| Work to be completed |
Repeat, exactly and in full, the lines of the listing below, but without any pictures.

| Material provided |
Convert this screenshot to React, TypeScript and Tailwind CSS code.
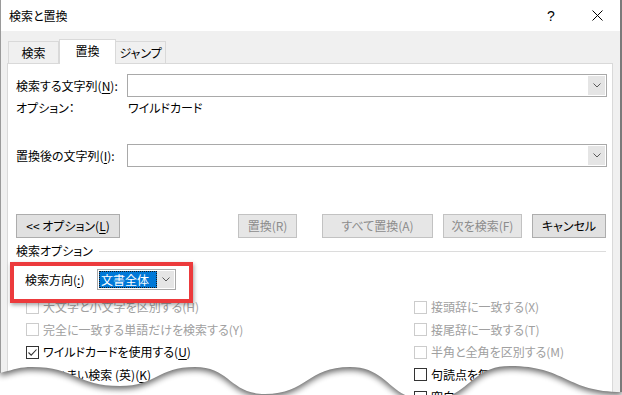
import React from "react";

const Chevron = () => (
  <svg width="8" height="5" viewBox="0 0 8 5">
    <path d="M0.5 0.5 L4 4 L7.5 0.5" fill="none" stroke="#5a5a5a" strokeWidth="1" />
  </svg>
);

const Combo = ({ className = "" }: { className?: string }) => (
  <div className={`flex border border-[#a9a9a9] bg-white ${className}`}>
    <div className="flex-1" />
    <div className="my-[1px] mr-[1px] flex w-[17px] items-center justify-center bg-[#e5e5e5]">
      <Chevron />
    </div>
  </div>
);

const Btn = ({
  children,
  disabled,
  className = "",
}: {
  children: React.ReactNode;
  disabled?: boolean;
  className?: string;
}) => (
  <div
    className={`flex h-[24px] items-center justify-center border ${
      disabled
        ? "border-[#c2c2c2] bg-[#e6e6e6] text-[#8c8c8c]"
        : "border-[#adadad] bg-[#e1e1e1] text-black"
    } ${className}`}
  >
    {children}
  </div>
);

const Check = ({
  label,
  disabled,
  checked,
}: {
  label: React.ReactNode;
  disabled?: boolean;
  checked?: boolean;
}) => (
  <div className="flex h-[22.5px] items-center">
    <div
      className={`flex h-[13px] w-[13px] items-center justify-center border bg-white ${
        disabled ? "border-[#cccccc]" : "border-[#333333]"
      }`}
    >
      {checked && (
        <svg width="11" height="11" viewBox="0 0 11 11">
          <path d="M1.5 5.5 L4.2 8.2 L9.5 2.5" fill="none" stroke="#333" strokeWidth="1.1" />
        </svg>
      )}
    </div>
    <span className={`ml-[4px] whitespace-nowrap ${disabled ? "text-[#a0a0a0]" : "text-black"}`}>
      {label}
    </span>
  </div>
);

const U = ({ children }: { children: React.ReactNode }) => (
  <span className="underline underline-offset-2">{children}</span>
);

// torn edge at the bottom
const edge =
  "M0,373 C16,369 20,367 32,367 C76,367 76,386 120,386 C157,386 157,367 195,367 C230,367 230,394 265,394 C307,394 307,367 350,367 C389,367 389,400 428,400 C469,400 469,366 510,366 C566,366 566,392 622,392";

const TornEdge = () => (
  <svg
    className="pointer-events-none absolute left-0 top-[350px]"
    width="622"
    height="45"
    viewBox="0 350 622 45"
  >
    <defs>
      <clipPath id="below">
        <path d={edge + " L622,400 L0,400 Z"} />
      </clipPath>
      <filter id="soft" x="-5%" y="-50%" width="110%" height="200%">
        <feGaussianBlur stdDeviation="3" />
      </filter>
    </defs>
    <path d={edge + " L622,400 L0,400 Z"} fill="#ffffff" />
    <g clipPath="url(#below)">
      <path
        d={edge + " L622,340 L0,340 Z"}
        fill="#000"
        opacity="0.6"
        filter="url(#soft)"
        transform="translate(0,3)"
      />
    </g>
  </svg>
);

export default function App() {
  return (
    <div className="relative h-[395px] w-[622px] overflow-hidden bg-white text-[12px] leading-none text-black font-['Noto_Sans_CJK_JP','Noto_Sans',sans-serif] [font-feature-settings:'palt']">
      <div className="flex h-full w-[622px] flex-col border-l border-r-2 border-l-[#9a9a9a] border-r-[#7a7a7a]">
        {/* title bar */}
        <div className="flex h-[31px] shrink-0 items-center bg-white">
          <span className="ml-[8px]">検索と置換</span>
          <div className="flex-1" />
          <div className="flex h-full w-[46px] items-center justify-center text-[14px] font-['Liberation_Sans',sans-serif]">
            ?
          </div>
          <div className="flex h-full w-[46px] items-center justify-center">
            <svg width="11" height="11" viewBox="0 0 11 11">
              <path d="M0.5 0.5 L10.5 10.5 M10.5 0.5 L0.5 10.5" stroke="#000" strokeWidth="1" />
            </svg>
          </div>
        </div>

        {/* body */}
        <div className="flex flex-1 flex-col bg-[#f0f0f0] pl-[6px] pr-[7px]">
          <div className="flex h-[32px] shrink-0 items-end pl-[1px]">
            <div className="flex h-[22px] w-[51px] items-center justify-center border border-b-0 border-[#d9d9d9] bg-[#f0f0f0]">
              検索
            </div>
            <div className="relative z-10 -mb-px flex h-[25px] w-[57px] items-center justify-center border border-b-0 border-[#d9d9d9] bg-white pb-[2px]">
              置換
            </div>
            <div className="flex h-[22px] w-[50px] items-center justify-center border border-b-0 border-l-0 border-[#d9d9d9] bg-[#f0f0f0]">
              ジャンプ
            </div>
          </div>

          <div className="flex flex-1 flex-col border border-[#d9d9d9] bg-white pl-[8px] pr-[5px] pt-[10px]">
            <div className="flex h-[23px] items-center">
              <span className="w-[111px] whitespace-nowrap">
                検索する文字列(<U>N</U>):
              </span>
              <Combo className="h-[23px] flex-1" />
            </div>
            <div className="flex h-[22px] items-center">
              <span className="w-[112px]">オプション：</span>
              <span>ワイルドカード</span>
            </div>
            <div className="mt-[25px] flex h-[23px] items-center">
              <span className="w-[111px] whitespace-nowrap">
                置換後の文字列(<U>I</U>):
              </span>
              <Combo className="h-[23px] flex-1" />
            </div>

            <div className="mt-[47px] flex pr-[1px]">
              <Btn className="w-[104px]">
                &lt;&lt; オプション(<U>L</U>)
              </Btn>
              <div className="flex-1" />
              <Btn disabled className="w-[59px]">
                置換(R)
              </Btn>
              <Btn disabled className="ml-[25px] w-[111px]">
                すべて置換(A)
              </Btn>
              <Btn disabled className="ml-[10px] w-[79px]">
                次を検索(F)
              </Btn>
              <Btn className="ml-[10px] w-[74px]">キャンセル</Btn>
            </div>

            <div className="mt-[6px] flex h-[14px] items-center pr-[1px]">
              <span>検索オプション</span>
              <div className="ml-[6px] h-px flex-1 bg-[#dcdcdc]" />
            </div>

            <div className="mt-[11px] flex h-[21px] items-center pl-[9px]">
              <span className="w-[72px]">
                検索方向(<U>:</U>)
              </span>
              <div className="flex h-[21px] w-[79px] border border-[#a9a9a9] bg-white p-[1px]">
                <div className="flex w-[59px] items-center bg-[#0078d7] pl-[2px] text-white outline-1 outline-dotted outline-[#1a1a1a] -outline-offset-1">
                  文書全体
                </div>
                <div className="flex-1" />
                <div className="flex w-[17px] items-center justify-center bg-[#e5e5e5]">
                  <Chevron />
                </div>
              </div>
            </div>

            <div className="mt-[6px] grid grid-cols-[388px_1fr] pl-[10px]">
              <div className="flex flex-col">
                <Check disabled label="大文字と小文字を区別する(H)" />
                <Check disabled label="完全に一致する単語だけを検索する(Y)" />
                <Check
                  checked
                  label={
                    <>
                      ワイルドカードを使用する(<U>U</U>)
                    </>
                  }
                />
                <Check
                  label={
                    <>
                      あいまい検索 (英)(<U>K</U>)
                    </>
                  }
                />
                <Check label="英単語の異なる活用形も検索する(W)" />
              </div>
              <div className="flex flex-col">
                <Check disabled label="接頭辞に一致する(X)" />
                <Check disabled label="接尾辞に一致する(T)" />
                <Check disabled label="半角と全角を区別する(M)" />
                <Check label="句読点を無視する(S)" />
                <Check label="空白文字を無視する(A)" />
              </div>
            </div>
          </div>
        </div>
      </div>

      {/* highlight frame */}
      <div className="pointer-events-none absolute left-[10px] top-[262px] h-[41px] w-[183px] border-4 border-[#ec3a3c] shadow-[1px_2px_4px_rgba(0,0,0,0.35)]" />

      <TornEdge />
    </div>
  );
}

| Answer to this exercise |
Convert this screenshot to React, TypeScript and Tailwind CSS code.
import React from "react";

const Chevron = () => (
  <svg width="8" height="5" viewBox="0 0 8 5">
    <path d="M0.5 0.5 L4 4 L7.5 0.5" fill="none" stroke="#5a5a5a" strokeWidth="1" />
  </svg>
);

const Combo = ({ className = "" }: { className?: string }) => (
  <div className={`flex border border-[#a9a9a9] bg-white ${className}`}>
    <div className="flex-1" />
    <div className="my-[1px] mr-[1px] flex w-[17px] items-center justify-center bg-[#e5e5e5]">
      <Chevron />
    </div>
  </div>
);

const Btn = ({
  children,
  disabled,
  className = "",
}: {
  children: React.ReactNode;
  disabled?: boolean;
  className?: string;
}) => (
  <div
    className={`flex h-[24px] items-center justify-center border ${
      disabled
        ? "border-[#c2c2c2] bg-[#e6e6e6] text-[#8c8c8c]"
        : "border-[#adadad] bg-[#e1e1e1] text-black"
    } ${className}`}
  >
    {children}
  </div>
);

const Check = ({
  label,
  disabled,
  checked,
}: {
  label: React.ReactNode;
  disabled?: boolean;
  checked?: boolean;
}) => (
  <div className="flex h-[22.5px] items-center">
    <div
      className={`flex h-[13px] w-[13px] items-center justify-center border bg-white ${
        disabled ? "border-[#cccccc]" : "border-[#333333]"
      }`}
    >
      {checked && (
        <svg width="11" height="11" viewBox="0 0 11 11">
          <path d="M1.5 5.5 L4.2 8.2 L9.5 2.5" fill="none" stroke="#333" strokeWidth="1.1" />
        </svg>
      )}
    </div>
    <span className={`ml-[4px] whitespace-nowrap ${disabled ? "text-[#a0a0a0]" : "text-black"}`}>
      {label}
    </span>
  </div>
);

const U = ({ children }: { children: React.ReactNode }) => (
  <span className="underline underline-offset-2">{children}</span>
);

// torn edge at the bottom
const edge =
  "M0,373 C16,369 20,367 32,367 C76,367 76,386 120,386 C157,386 157,367 195,367 C230,367 230,394 265,394 C307,394 307,367 350,367 C389,367 389,400 428,400 C469,400 469,366 510,366 C566,366 566,392 622,392";

const TornEdge = () => (
  <svg
    className="pointer-events-none absolute left-0 top-[350px]"
    width="622"
    height="45"
    viewBox="0 350 622 45"
  >
    <defs>
      <clipPath id="below">
        <path d={edge + " L622,400 L0,400 Z"} />
      </clipPath>
      <filter id="soft" x="-5%" y="-50%" width="110%" height="200%">
        <feGaussianBlur stdDeviation="3" />
      </filter>
    </defs>
    <path d={edge + " L622,400 L0,400 Z"} fill="#ffffff" />
    <g clipPath="url(#below)">
      <path
        d={edge + " L622,340 L0,340 Z"}
        fill="#000"
        opacity="0.6"
        filter="url(#soft)"
        transform="translate(0,3)"
      />
    </g>
  </svg>
);

export default function App() {
  return (
    <div className="relative h-[395px] w-[622px] overflow-hidden bg-white text-[12px] leading-none text-black font-['Noto_Sans_CJK_JP','Noto_Sans',sans-serif] [font-feature-settings:'palt']">
      <div className="flex h-full w-[622px] flex-col border-l border-r-2 border-l-[#9a9a9a] border-r-[#7a7a7a]">
        {/* title bar */}
        <div className="flex h-[31px] shrink-0 items-center bg-white">
          <span className="ml-[8px]">検索と置換</span>
          <div className="flex-1" />
          <div className="flex h-full w-[46px] items-center justify-center text-[14px] font-['Liberation_Sans',sans-serif]">
            ?
          </div>
          <div className="flex h-full w-[46px] items-center justify-center">
            <svg width="11" height="11" viewBox="0 0 11 11">
              <path d="M0.5 0.5 L10.5 10.5 M10.5 0.5 L0.5 10.5" stroke="#000" strokeWidth="1" />
            </svg>
          </div>
        </div>

        {/* body */}
        <div className="flex flex-1 flex-col bg-[#f0f0f0] pl-[6px] pr-[7px]">
          <div className="flex h-[32px] shrink-0 items-end pl-[1px]">
            <div className="flex h-[22px] w-[51px] items-center justify-center border border-b-0 border-[#d9d9d9] bg-[#f0f0f0]">
              検索
            </div>
            <div className="relative z-10 -mb-px flex h-[25px] w-[57px] items-center justify-center border border-b-0 border-[#d9d9d9] bg-white pb-[2px]">
              置換
            </div>
            <div className="flex h-[22px] w-[50px] items-center justify-center border border-b-0 border-l-0 border-[#d9d9d9] bg-[#f0f0f0]">
              ジャンプ
            </div>
          </div>

          <div className="flex flex-1 flex-col border border-[#d9d9d9] bg-white pl-[8px] pr-[5px] pt-[10px]">
            <div className="flex h-[23px] items-center">
              <span className="w-[111px] whitespace-nowrap">
                検索する文字列(<U>N</U>):
              </span>
              <Combo className="h-[23px] flex-1" />
            </div>
            <div className="flex h-[22px] items-center">
              <span className="w-[112px]">オプション：</span>
              <span>ワイルドカード</span>
            </div>
            <div className="mt-[25px] flex h-[23px] items-center">
              <span className="w-[111px] whitespace-nowrap">
                置換後の文字列(<U>I</U>):
              </span>
              <Combo className="h-[23px] flex-1" />
            </div>

            <div className="mt-[47px] flex pr-[1px]">
              <Btn className="w-[104px]">
                &lt;&lt; オプション(<U>L</U>)
              </Btn>
              <div className="flex-1" />
              <Btn disabled className="w-[59px]">
                置換(R)
              </Btn>
              <Btn disabled className="ml-[25px] w-[111px]">
                すべて置換(A)
              </Btn>
              <Btn disabled className="ml-[10px] w-[79px]">
                次を検索(F)
              </Btn>
              <Btn className="ml-[10px] w-[74px]">キャンセル</Btn>
            </div>

            <div className="mt-[6px] flex h-[14px] items-center pr-[1px]">
              <span>検索オプション</span>
              <div className="ml-[6px] h-px flex-1 bg-[#dcdcdc]" />
            </div>

            <div className="mt-[11px] flex h-[21px] items-center pl-[9px]">
              <span className="w-[72px]">
                検索方向(<U>:</U>)
              </span>
              <div className="flex h-[21px] w-[79px] border border-[#a9a9a9] bg-white p-[1px]">
                <div className="flex w-[59px] items-center bg-[#0078d7] pl-[2px] text-white outline-1 outline-dotted outline-[#1a1a1a] -outline-offset-1">
                  文書全体
                </div>
                <div className="flex-1" />
                <div className="flex w-[17px] items-center justify-center bg-[#e5e5e5]">
                  <Chevron />
                </div>
              </div>
            </div>

            <div className="mt-[6px] grid grid-cols-[388px_1fr] pl-[10px]">
              <div className="flex flex-col">
                <Check disabled label="大文字と小文字を区別する(H)" />
                <Check disabled label="完全に一致する単語だけを検索する(Y)" />
                <Check
                  checked
                  label={
                    <>
                      ワイルドカードを使用する(<U>U</U>)
                    </>
                  }
                />
                <Check
                  label={
                    <>
                      あいまい検索 (英)(<U>K</U>)
                    </>
                  }
                />
                <Check label="英単語の異なる活用形も検索する(W)" />
              </div>
              <div className="flex flex-col">
                <Check disabled label="接頭辞に一致する(X)" />
                <Check disabled label="接尾辞に一致する(T)" />
                <Check disabled label="半角と全角を区別する(M)" />
                <Check label="句読点を無視する(S)" />
                <Check label="空白文字を無視する(A)" />
              </div>
            </div>
          </div>
        </div>
      </div>

      {/* highlight frame */}
      <div className="pointer-events-none absolute left-[10px] top-[262px] h-[41px] w-[183px] border-4 border-[#ec3a3c] shadow-[1px_2px_4px_rgba(0,0,0,0.35)]" />

      <TornEdge />
    </div>
  );
}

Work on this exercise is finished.